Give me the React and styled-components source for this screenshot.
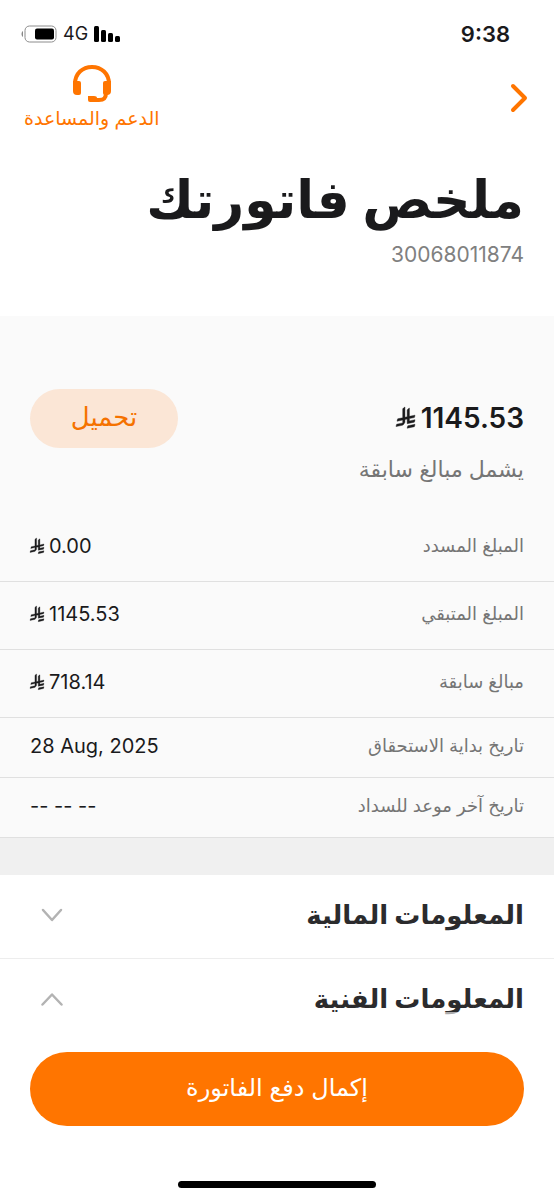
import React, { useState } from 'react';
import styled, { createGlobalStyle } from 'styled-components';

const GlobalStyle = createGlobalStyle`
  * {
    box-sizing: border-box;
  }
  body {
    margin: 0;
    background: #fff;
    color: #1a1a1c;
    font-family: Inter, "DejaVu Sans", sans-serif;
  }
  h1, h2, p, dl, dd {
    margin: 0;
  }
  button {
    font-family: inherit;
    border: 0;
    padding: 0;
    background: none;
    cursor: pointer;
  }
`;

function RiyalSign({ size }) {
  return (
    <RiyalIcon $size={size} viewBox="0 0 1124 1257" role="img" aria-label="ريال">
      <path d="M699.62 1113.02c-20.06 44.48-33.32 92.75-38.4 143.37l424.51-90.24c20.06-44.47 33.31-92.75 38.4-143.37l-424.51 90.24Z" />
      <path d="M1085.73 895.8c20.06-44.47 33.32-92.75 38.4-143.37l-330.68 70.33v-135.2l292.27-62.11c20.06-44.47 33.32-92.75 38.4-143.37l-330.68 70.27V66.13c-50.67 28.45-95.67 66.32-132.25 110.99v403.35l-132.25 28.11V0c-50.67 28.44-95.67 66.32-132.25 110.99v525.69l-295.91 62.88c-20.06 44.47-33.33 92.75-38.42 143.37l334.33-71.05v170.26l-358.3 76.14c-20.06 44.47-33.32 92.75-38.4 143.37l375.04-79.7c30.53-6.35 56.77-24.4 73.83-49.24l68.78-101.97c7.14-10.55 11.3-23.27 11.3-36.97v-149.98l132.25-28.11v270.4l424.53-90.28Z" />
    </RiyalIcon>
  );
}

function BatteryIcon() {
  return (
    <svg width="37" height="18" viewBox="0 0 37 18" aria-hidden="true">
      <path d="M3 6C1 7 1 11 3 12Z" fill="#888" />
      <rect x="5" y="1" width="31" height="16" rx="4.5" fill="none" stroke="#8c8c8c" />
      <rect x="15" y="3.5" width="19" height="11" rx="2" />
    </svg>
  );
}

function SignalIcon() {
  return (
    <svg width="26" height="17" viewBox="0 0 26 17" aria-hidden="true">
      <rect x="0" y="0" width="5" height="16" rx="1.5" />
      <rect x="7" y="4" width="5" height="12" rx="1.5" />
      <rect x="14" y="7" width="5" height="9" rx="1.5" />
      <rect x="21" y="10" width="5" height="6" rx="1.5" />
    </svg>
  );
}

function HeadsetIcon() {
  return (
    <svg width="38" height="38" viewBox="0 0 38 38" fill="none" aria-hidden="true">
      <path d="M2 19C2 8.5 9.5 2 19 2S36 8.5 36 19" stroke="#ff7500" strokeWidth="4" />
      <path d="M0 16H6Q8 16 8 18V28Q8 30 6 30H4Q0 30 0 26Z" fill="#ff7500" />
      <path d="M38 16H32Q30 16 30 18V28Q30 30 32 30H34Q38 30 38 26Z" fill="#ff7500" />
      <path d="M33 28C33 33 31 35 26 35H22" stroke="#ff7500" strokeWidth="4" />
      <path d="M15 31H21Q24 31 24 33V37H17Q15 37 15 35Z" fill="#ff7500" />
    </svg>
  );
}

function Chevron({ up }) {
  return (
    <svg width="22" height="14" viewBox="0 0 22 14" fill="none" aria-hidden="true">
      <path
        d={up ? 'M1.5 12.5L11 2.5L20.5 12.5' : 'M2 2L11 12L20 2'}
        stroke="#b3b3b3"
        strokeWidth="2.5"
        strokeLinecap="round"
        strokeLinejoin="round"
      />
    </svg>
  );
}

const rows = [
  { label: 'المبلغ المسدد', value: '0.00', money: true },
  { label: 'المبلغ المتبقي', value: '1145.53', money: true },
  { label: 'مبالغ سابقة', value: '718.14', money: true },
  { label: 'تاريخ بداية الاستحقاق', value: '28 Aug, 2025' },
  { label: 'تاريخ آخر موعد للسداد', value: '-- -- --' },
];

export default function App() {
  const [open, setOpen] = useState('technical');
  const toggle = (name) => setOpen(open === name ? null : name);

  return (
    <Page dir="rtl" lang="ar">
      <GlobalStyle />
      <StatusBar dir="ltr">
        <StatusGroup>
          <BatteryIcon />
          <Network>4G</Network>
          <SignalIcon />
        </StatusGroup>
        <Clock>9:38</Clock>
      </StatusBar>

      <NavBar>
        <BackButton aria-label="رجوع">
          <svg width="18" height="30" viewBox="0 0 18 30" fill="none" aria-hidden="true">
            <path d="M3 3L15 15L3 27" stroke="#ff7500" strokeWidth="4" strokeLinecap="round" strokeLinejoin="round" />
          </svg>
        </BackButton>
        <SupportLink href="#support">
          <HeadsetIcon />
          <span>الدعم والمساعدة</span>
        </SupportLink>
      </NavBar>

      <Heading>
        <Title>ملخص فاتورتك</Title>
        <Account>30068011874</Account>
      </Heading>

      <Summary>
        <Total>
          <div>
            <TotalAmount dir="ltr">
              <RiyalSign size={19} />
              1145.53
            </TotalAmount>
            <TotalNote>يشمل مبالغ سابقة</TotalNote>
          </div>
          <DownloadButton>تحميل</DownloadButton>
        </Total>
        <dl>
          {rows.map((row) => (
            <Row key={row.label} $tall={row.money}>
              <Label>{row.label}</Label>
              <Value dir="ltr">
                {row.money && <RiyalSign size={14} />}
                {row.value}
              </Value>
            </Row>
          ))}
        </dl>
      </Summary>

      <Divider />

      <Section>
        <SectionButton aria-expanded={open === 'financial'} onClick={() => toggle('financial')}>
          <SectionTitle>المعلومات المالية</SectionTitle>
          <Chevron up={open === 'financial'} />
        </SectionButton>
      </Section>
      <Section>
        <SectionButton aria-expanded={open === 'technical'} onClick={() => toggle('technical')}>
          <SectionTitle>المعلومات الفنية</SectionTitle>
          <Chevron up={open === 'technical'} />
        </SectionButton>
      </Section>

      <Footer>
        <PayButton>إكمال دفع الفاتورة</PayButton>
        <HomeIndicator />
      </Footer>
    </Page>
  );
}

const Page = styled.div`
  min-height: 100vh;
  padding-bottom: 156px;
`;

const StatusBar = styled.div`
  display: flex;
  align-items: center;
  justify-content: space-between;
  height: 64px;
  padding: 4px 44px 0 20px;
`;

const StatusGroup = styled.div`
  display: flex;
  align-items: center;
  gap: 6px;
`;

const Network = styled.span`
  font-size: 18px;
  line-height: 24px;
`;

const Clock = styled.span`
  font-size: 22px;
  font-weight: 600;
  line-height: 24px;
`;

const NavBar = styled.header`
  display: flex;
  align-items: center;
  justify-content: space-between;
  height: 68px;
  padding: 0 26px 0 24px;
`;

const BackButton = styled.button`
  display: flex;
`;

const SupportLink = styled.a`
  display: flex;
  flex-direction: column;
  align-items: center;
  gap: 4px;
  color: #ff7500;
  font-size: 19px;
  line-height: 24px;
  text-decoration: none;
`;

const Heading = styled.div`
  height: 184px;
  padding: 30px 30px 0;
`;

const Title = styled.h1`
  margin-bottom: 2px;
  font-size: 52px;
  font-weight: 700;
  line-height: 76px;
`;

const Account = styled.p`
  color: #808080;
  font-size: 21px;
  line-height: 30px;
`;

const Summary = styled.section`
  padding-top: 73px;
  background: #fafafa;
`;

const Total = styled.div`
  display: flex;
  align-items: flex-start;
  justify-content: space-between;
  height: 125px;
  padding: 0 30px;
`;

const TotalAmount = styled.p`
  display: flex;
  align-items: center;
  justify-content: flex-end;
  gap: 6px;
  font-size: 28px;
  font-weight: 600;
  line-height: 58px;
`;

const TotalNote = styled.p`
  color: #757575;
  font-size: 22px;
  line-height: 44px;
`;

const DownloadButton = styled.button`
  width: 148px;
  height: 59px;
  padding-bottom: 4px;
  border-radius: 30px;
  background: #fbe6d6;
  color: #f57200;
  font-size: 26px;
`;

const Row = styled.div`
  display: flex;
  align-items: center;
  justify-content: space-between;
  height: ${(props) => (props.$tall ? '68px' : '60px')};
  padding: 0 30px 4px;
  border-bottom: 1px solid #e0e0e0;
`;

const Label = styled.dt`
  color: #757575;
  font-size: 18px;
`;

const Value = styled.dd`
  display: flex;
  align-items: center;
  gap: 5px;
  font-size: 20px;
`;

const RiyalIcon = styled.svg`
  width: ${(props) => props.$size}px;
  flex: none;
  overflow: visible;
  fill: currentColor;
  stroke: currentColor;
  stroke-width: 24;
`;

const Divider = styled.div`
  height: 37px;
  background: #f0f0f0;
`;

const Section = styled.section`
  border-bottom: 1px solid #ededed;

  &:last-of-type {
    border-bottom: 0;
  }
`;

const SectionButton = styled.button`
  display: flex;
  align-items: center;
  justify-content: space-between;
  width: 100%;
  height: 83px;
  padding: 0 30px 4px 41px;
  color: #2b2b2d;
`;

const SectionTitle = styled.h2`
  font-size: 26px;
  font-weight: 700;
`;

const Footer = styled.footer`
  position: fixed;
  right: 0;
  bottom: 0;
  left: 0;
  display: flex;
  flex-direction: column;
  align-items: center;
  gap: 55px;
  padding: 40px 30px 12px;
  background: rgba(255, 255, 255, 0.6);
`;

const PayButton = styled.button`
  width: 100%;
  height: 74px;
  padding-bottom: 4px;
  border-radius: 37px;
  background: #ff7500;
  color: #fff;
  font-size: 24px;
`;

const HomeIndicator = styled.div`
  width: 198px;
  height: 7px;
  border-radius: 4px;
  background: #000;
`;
══════
*Given instruction*
Reproduce each line of the material containing the word "components".

*Worked solution*
Give me the React and styled-components source for this screenshot.
import styled, { createGlobalStyle } from 'styled-components';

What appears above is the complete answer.